「官僚による税金無駄遣いの政治を変えるのが今度の選挙」と訴える菅代表代行(調布駅前で。写真=筆者撮影)
衆院が解散して1週間が経った。政権奪取を目指す民主党と壊滅的な議席減が予想される自民党の勢いの差が週末の選挙戦にも現れた。
自民党は内閣支持率低迷の要因ともされる麻生首相の失言がまた飛び出した。首相は25日、横浜市での講演で社会保障の将来像をめぐって「高齢者は働くしか才能がない。80歳を過ぎて遊びを覚えても仕方がない」と発言。世間のヒンシュクを買った。
一方の民主党は週明け早々の27日(月)にマニフェストを公表する。前日の26日、菅直人代表代行が街頭演説した調布市(東京22区)で有権者の声を聞いた。全員が「政権交代した方がいい」と答えた――
「政権交代は当然。(麻生首相の失言は)バカなことを言ってるね。ふざけるんじゃない」。(60代女性・世田谷区在住)
「ずっと自民党支持だったが、今度はちょっと…。生活できるように何とかしてほしい。75歳過ぎると仕事がないから…」。(70代女性・狛江市在住)
「これまでは自民党だったが、今度は民主党に入れる。(麻生首相の失言は)あれはちょっとひどい」。(50代男性・調布市在住)
「自民党はモタモタしている。(麻生首相の失言は)『また出た』って言う感じ。麻生さんは世の中を知らない。今の日本があるのは、高齢者の人が頑張ってくれたおかげ。KYですよ」。(60代夫婦・調布市在住)
「これまでは自民党支持だったが、もういい。とりあえず民主党に一回やらせたい。自民党は小泉さんに代わった時が限界だった。政治家の言葉が軽くなった。骨のある政治家がいなくなった。(麻生首相の失言は)麻生さんらしい。アホタレだ」。(50代・男性・調布市在住)
「『改革、改革』と言いながらメスを入れられなかった」。(40代男性・調布市在住)
「自民党政治は政・官・業の癒着で限界にきた。(麻生首相の失言は)許せない」。(60代女性・調布市在住)
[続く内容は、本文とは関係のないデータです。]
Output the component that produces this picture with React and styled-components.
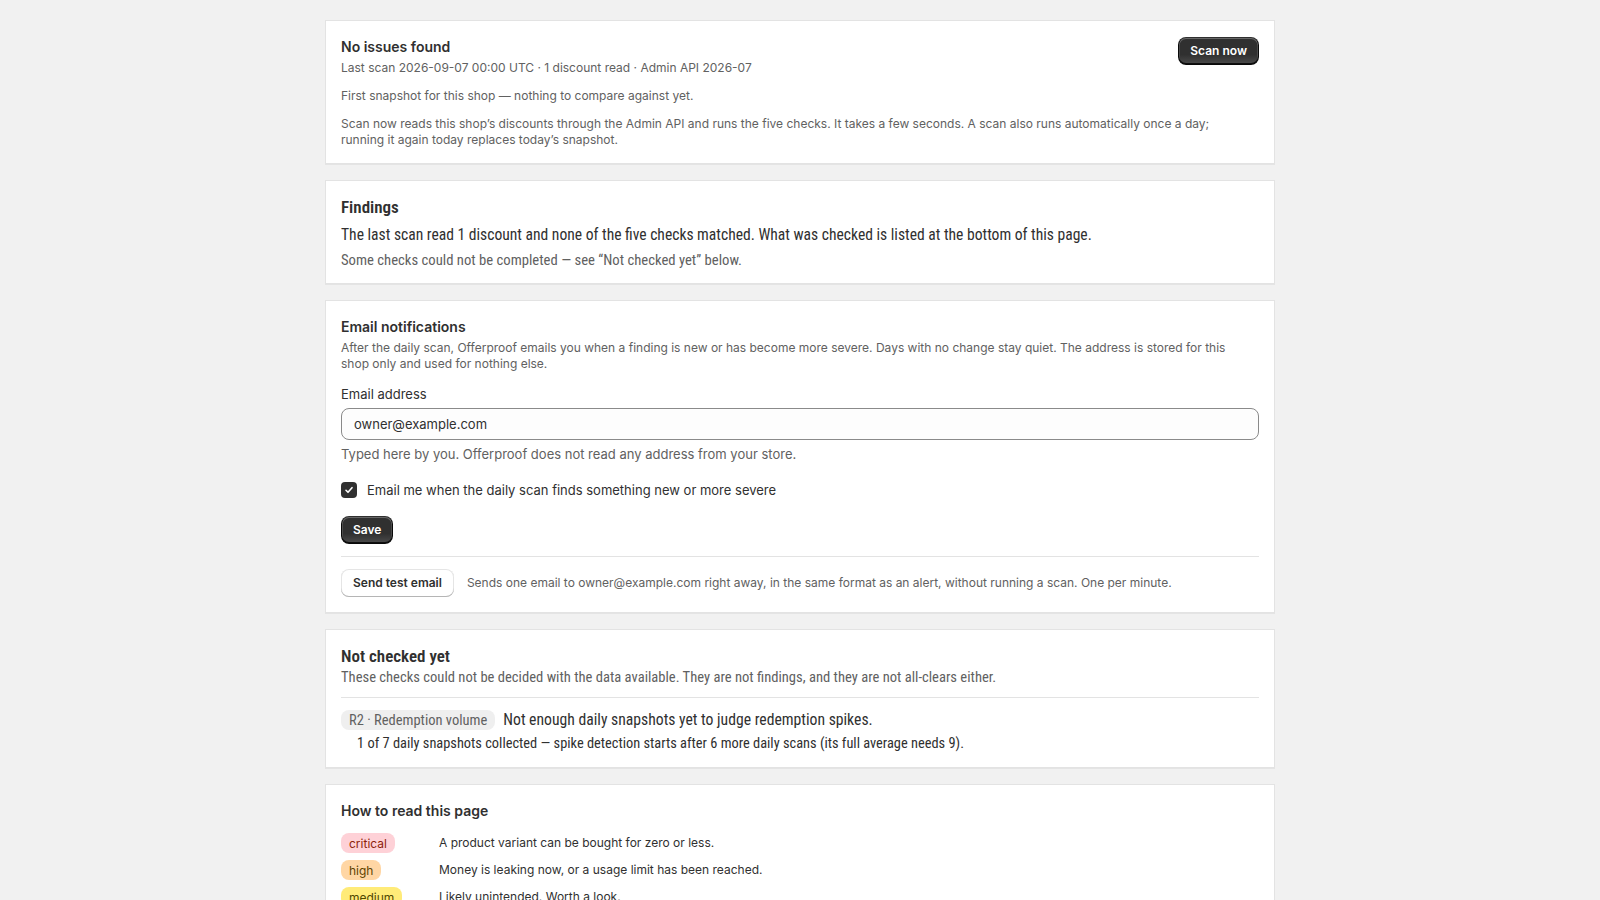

「自民党政権は長過ぎた。権力が集中するのは問題」。(30代女性・調布市)
「自民党は官僚の言いなりになっている。民主党になったほうが何かやってくれるんじゃないかという期待がある。ダメだったら自民党に戻したらいい」。(20代男性・都内在住)
炎暑のなか有権者はしたたる汗を拭いながら、菅代表代行の話に耳を傾けていた。菅氏は「役人に皆さんの税金の使い方を任せていたら無駄遣いが止まらなくなった。こうした今の政治を変えるのが今度の選挙です」などと訴えた。
27日、発表される民主党のマニフェストは、無駄遣い根絶をベースした予算編成になっている。筆者が「麻生さんの失言にはあえて触れなかったんですか?」と聞くと、菅氏は「あえてと言うわけじゃないけど、きょうはマニフェストを中心にね」とニンマリ。マニフェストの作成にモタつく自民党を尻目に余裕の笑みを浮かべた。